Hawaii has signed a bill that bans the state’s high-tech companies from requiring their employees to sign “non-compete” and “non-solicit” contractual agreements as a part of their employment.
Act 158, which went into effect on July 1, 2015, will bar any future “non-compete clause or a non-solicit clause in any employment contract relating to an employee of a technology business.”
The new law mainly applies to Hawaiian tech companies that “that derive a majority of [their] gross sales from the sale or license of products or services resulting from its software development or information technology development, or both.”

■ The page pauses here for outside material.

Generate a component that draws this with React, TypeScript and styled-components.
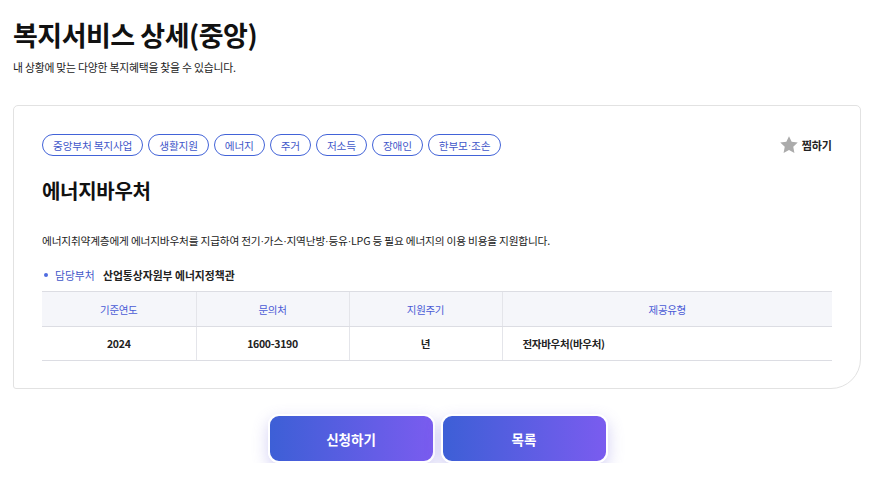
import * as React from 'react'
import styled, { createGlobalStyle } from 'styled-components'

const GlobalStyle = createGlobalStyle`
	body {
		margin: 0;
		background: #fff;
		font-family: "Noto Sans CJK KR", "Noto Sans", sans-serif;
		color: #111;
	}
`

const Page = styled.div`
	padding: 16px 11px 0 13px;
`

const Title = styled.h1`
	margin: 0;
	font-size: 27px;
	font-weight: 700;
	line-height: 38px;
	letter-spacing: -0.5px;
	color: #111;
`

const Subtitle = styled.p`
	margin: 5px 0 0;
	font-size: 10.8px;
	line-height: 16px;
	color: #222;
	letter-spacing: -0.2px;
`

const Card = styled.section`
	margin-top: 30px;
	border: 1px solid #e2e2e2;
	border-radius: 5px 5px 30px 3px;
	padding: 28px 28px 28px 28px;
	height: 284px;
	box-sizing: border-box;
`

const TopRow = styled.div`
	display: flex;
	align-items: center;
	justify-content: space-between;
`

const Tags = styled.div`
	display: flex;
	gap: 5px;
`

const Tag = styled.span`
	display: inline-flex;
	align-items: center;
	height: 22px;
	box-sizing: border-box;
	padding: 0 10px;
	border: 1px solid #4263d8;
	border-radius: 12px;
	font-size: 10.7px;
	color: #3f57c9;
	letter-spacing: -0.2px;
`

const Mid = styled.span`
	font-family: "Liberation Sans", sans-serif;
`

const Zzim = styled.button`
	display: flex;
	align-items: center;
	gap: 3px;
	border: 0;
	background: none;
	padding: 0;
	font-family: inherit;
	font-size: 11px;
	font-weight: 700;
	color: #222;
	cursor: pointer;
`

const Heading = styled.h2`
	margin: 20px 0 0;
	font-size: 20px;
	line-height: 30px;
	font-weight: 700;
	letter-spacing: -0.3px;
`

const Desc = styled.p`
	margin: 27px 0 0;
	font-size: 10.7px;
	line-height: 16px;
	color: #222;
	letter-spacing: -0.2px;
`

const Dept = styled.div`
	display: flex;
	align-items: center;
	margin-top: 18px;
	font-size: 10.8px;
	line-height: 16px;
`

const Dot = styled.span`
	width: 4px;
	height: 4px;
	border-radius: 50%;
	background: #4f6be0;
	margin: 0 7px 0 2px;
`

const DeptLabel = styled.span`
	color: #3f57c9;
	width: 48px;
`

const DeptName = styled.span`
	font-weight: 700;
	color: #222;
`

const Table = styled.table`
	width: 100%;
	margin-top: 8px;
	border-collapse: collapse;
	font-size: 10.5px;
`

const Th = styled.th`
	height: 34px;
	padding: 0;
	background: #f5f6fa;
	border-top: 1px solid #dcdde3;
	border-bottom: 1px solid #dcdde3;
	border-left: 1px solid #e4e5ea;
	font-weight: 400;
	color: #4a5bd6;
	letter-spacing: -0.3px;
	&:first-child { border-left: 0; }
`

const Td = styled.td<{ $left?: boolean }>`
	height: 33px;
	padding: ${p => (p.$left ? '0 0 0 20px' : '0')};
	text-align: ${p => (p.$left ? 'left' : 'center')};
	border-bottom: 1px solid #dcdde3;
	border-left: 1px solid #e4e5ea;
	font-weight: 700;
	color: #222;
	letter-spacing: -0.3px;
	&:first-child { border-left: 0; }
`

const Actions = styled.div`
	display: flex;
	justify-content: center;
	gap: 6px;
	margin-top: 25px;
	padding-left: 1px;
`

const Button = styled.button`
	width: 167px;
	height: 49px;
	border: 2px solid #fff;
	border-radius: 11px;
	background: linear-gradient(90deg, #3d5fd6 0%, #7a5cef 100%);
	box-shadow: 0 6px 16px rgba(110, 100, 220, 0.3);
	color: #fff;
	font-family: inherit;
	font-size: 13.5px;
	font-weight: 700;
	cursor: pointer;
`

const tags = ['중앙부처 복지사업', '생활지원', '에너지', '주거', '저소득', '장애인']

const Star = () => (
  <svg width="20" height="20" viewBox="0 0 24 24">
    <path
      d="M12 1.5l3.2 6.7 7.3.9-5.4 5.1 1.4 7.3L12 17.9l-6.5 3.6 1.4-7.3-5.4-5.1 7.3-.9z"
      fill="#ababab"
    />
  </svg>
)

export default function App() {
  return (
    <Page>
      <GlobalStyle />
      <Title>복지서비스 상세(중앙)</Title>
      <Subtitle>내 상황에 맞는 다양한 복지혜택을 찾을 수 있습니다.</Subtitle>
      <Card>
        <TopRow>
          <Tags>
            {tags.map(t => (
              <Tag key={t}>{t}</Tag>
            ))}
            <Tag>
              한부모<Mid>·</Mid>조손
            </Tag>
          </Tags>
          <Zzim>
            <Star />
            찜하기
          </Zzim>
        </TopRow>
        <Heading>에너지바우처</Heading>
        <Desc>
          에너지취약계층에게 에너지바우처를 지급하여 전기<Mid>·</Mid>가스<Mid>·</Mid>지역난방
          <Mid>·</Mid>등유<Mid>·</Mid>LPG 등 필요 에너지의 이용 비용을 지원합니다.
        </Desc>
        <Dept>
          <Dot />
          <DeptLabel>담당부처</DeptLabel>
          <DeptName>산업통상자원부 에너지정책관</DeptName>
        </Dept>
        <Table>
          <colgroup>
            <col style={{ width: 154 }} />
            <col style={{ width: 153 }} />
            <col style={{ width: 153 }} />
            <col />
          </colgroup>
          <thead>
            <tr>
              <Th>기준연도</Th>
              <Th>문의처</Th>
              <Th>지원주기</Th>
              <Th>제공유형</Th>
            </tr>
          </thead>
          <tbody>
            <tr>
              <Td>2024</Td>
              <Td>1600-3190</Td>
              <Td>년</Td>
              <Td $left>전자바우처(바우처)</Td>
            </tr>
          </tbody>
        </Table>
      </Card>
      <Actions>
        <Button>신청하기</Button>
        <Button>목록</Button>
      </Actions>
    </Page>
  )
}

These companies will no longer be able to enforce these agreements with their employees that:
- Prohibit an employee from working in a specific geographic area for a specific period of time after leaving employment; or
- Prohibit an employee from soliciting co-workers after leaving employment.
However, the new law does not change the existing state and federal laws that allow companies to prohibit their employees from leaving with trade secrets that can be used to compete against their former employers.

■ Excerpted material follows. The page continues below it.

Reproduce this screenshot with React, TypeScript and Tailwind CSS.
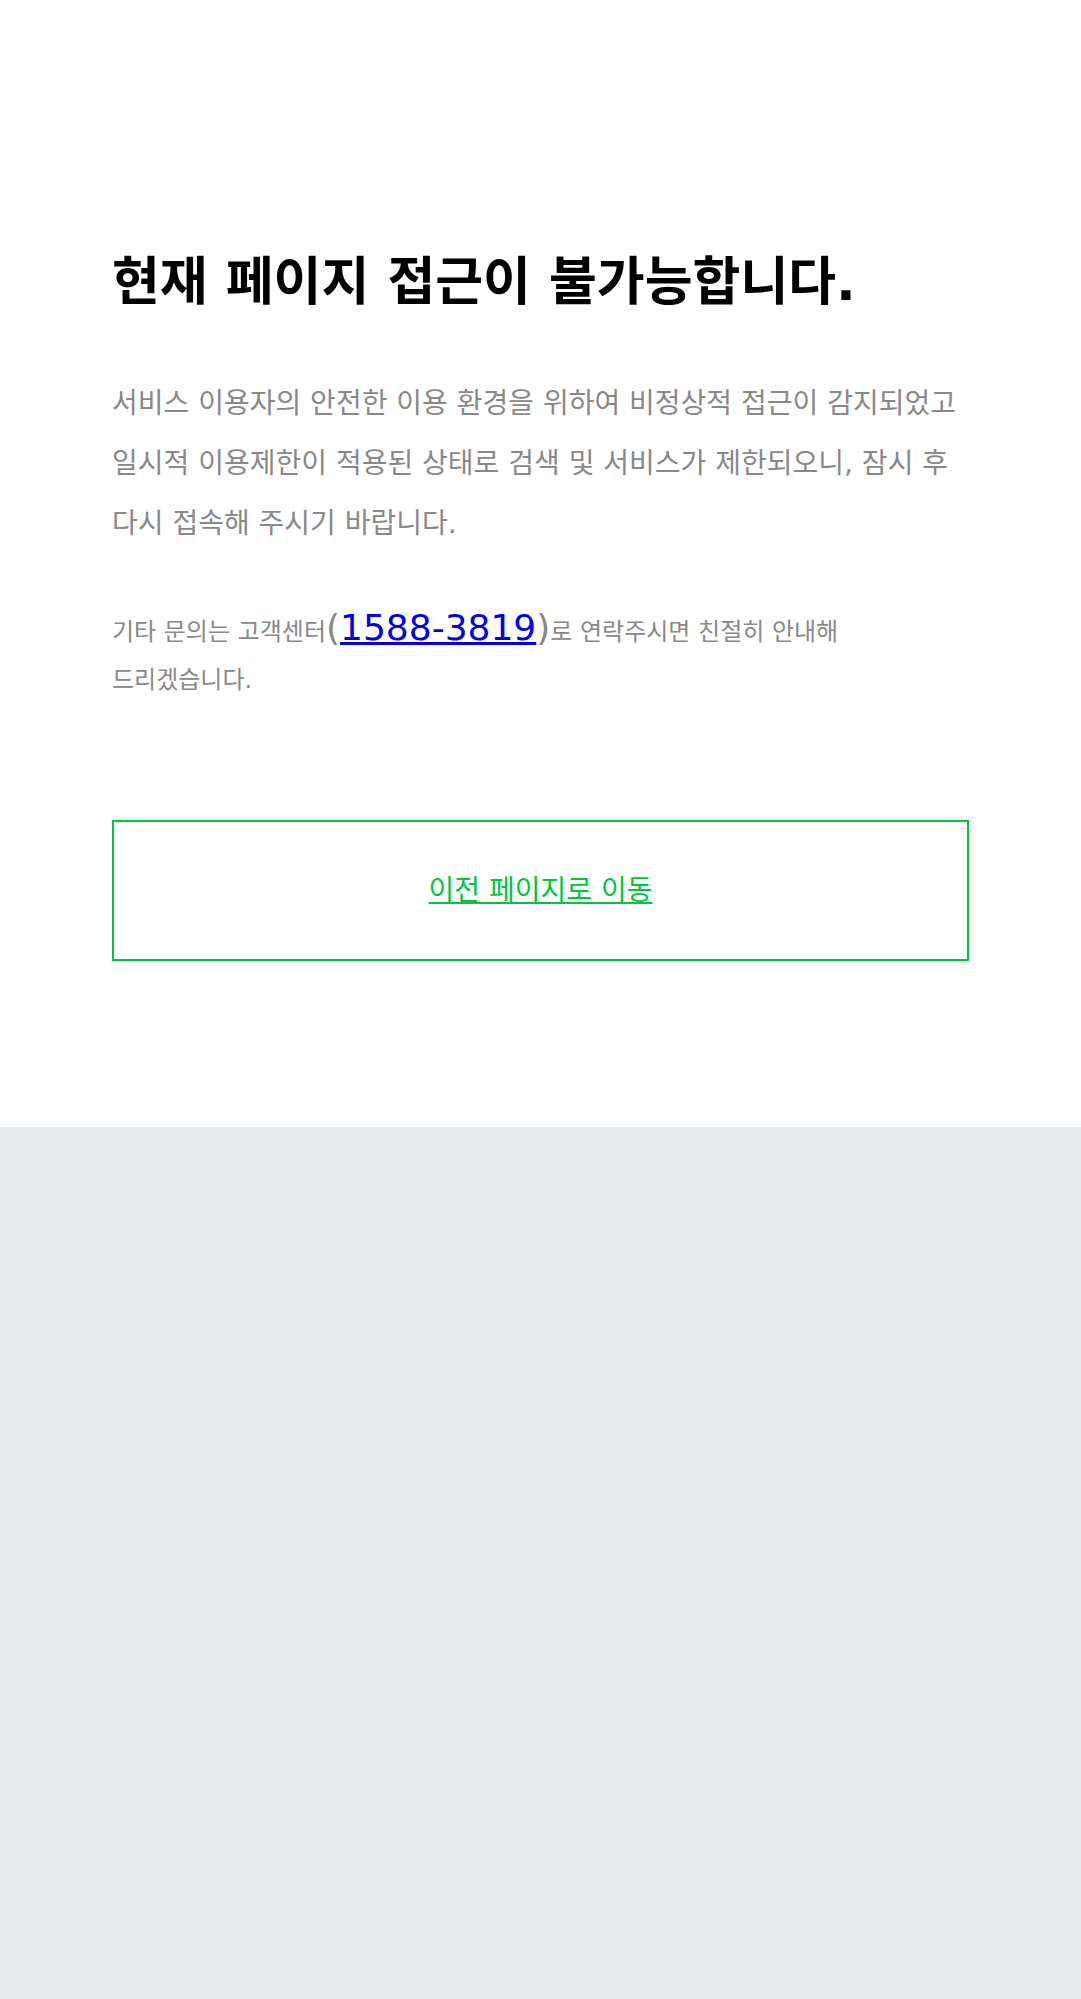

Andrew Pepper, Partner at the Jackson Lewis Law Firm in Honolulu, wrote in a blog post about the old “grandfathering” clause and the existing non-compete agreements between companies and their employees:
“A grandfathering clause protects existing employment agreements of technology companies with “non-compete” and “non-solicit” clauses. However, if the agreements are amended, revised, or extended, it is unclear whether such clauses will be void.”
He continues, “Hawaii courts traditionally have been zealous enforcers of non-compete agreements and the state Supreme Court has held that a three-year ban is not unreasonably long. Therefore, Act 158 is a significant departure for the state.”